Сузиться! Ограничиться! Жить только тем, что мое! Хочу быть конкретным и приватным! А пошли они куда подальше, все эти идеи, которые призывают меня беспокоиться о Китае; Китай я не видел, не знаю его, там не был! Довольно призывов видеть брата в человеке, который мне вовсе не брат! Я хочу замкнуться в своем кругу и не лезть дальше того, что я могу охватить своим взором. Развалить эту проклятую «всеобщность», которая сковывает меня хуже, чем самая тесная тюрьма, и выбраться на просторы Ограниченного!
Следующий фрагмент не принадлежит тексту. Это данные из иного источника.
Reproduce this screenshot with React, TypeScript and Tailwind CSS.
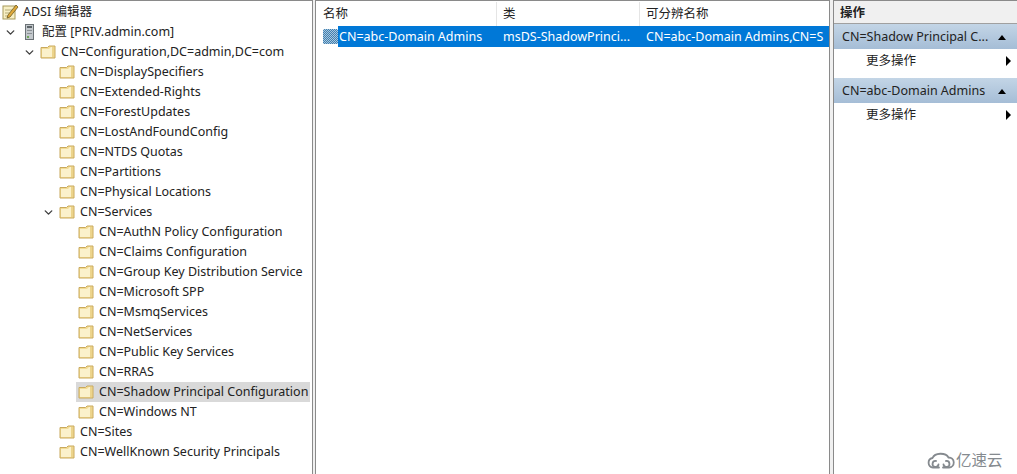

Записываю это мое желание, сегодня, в Тандиле.
Среда
В Тандиле я — самый знаменитый! Никто не сможет сравниться со мной! Их — семьдесят тысяч низкого происхождения… Несу голову свою, словно лампу…
Четверг
Я расту в Польше. Впрочем, не только там. Как раз сейчас в Польше рождаются «Венчание» и «Транс-Атлантик», и том, включающий все мои рассказы, названный «Бакакай» (в память об улице Бакакай в Буэнос-Айресе, на которой я жил). Французский перевод «Фердыдурке» близится к завершению. Идут переговоры об издании моего «Дневника» по-французски и по-испански. «Ивону» собираются ставить в Кракове и в Варшаве. Переписка по вопросу постановки «Венчания». Лавина статей и заметок в польской печати. Уже пошло, теперь один другого будет подстегивать — процесс моего возвеличивания на долгие годы обеспечен! Глория! Глория! Г…! Г…!
Тандиль!
Пятница
Премиленький завтрак съел я… «В Тандиле с тоски ты помрешь»… С этого отчаяния пошел я на лекцию Филефотто о симфониях Бетховена. Филефотто, нос картошкой на лице-булке, с ироничной блаженной улыбкой говорил: «Есть такие, кто полагает, что глухота маэстро стала причиной его таланта. Нонсенс, дамы и господа, абсурд! Глухота не стала причиной таланта. Талант в нем вырос вследствие Французской революции, ибо она открыла ему глаза на социальное неравенство!»
Вижу Бетховена в руках-булочках Филефотто, вижу, как он им, точно палкой, крушит Неравенство. О, Бетховен в руках Филефотто!
И в то же самое время в глубине моего существа что-то вроде удовлетворенности, как ликование от мысли, что низший может использовать высшего.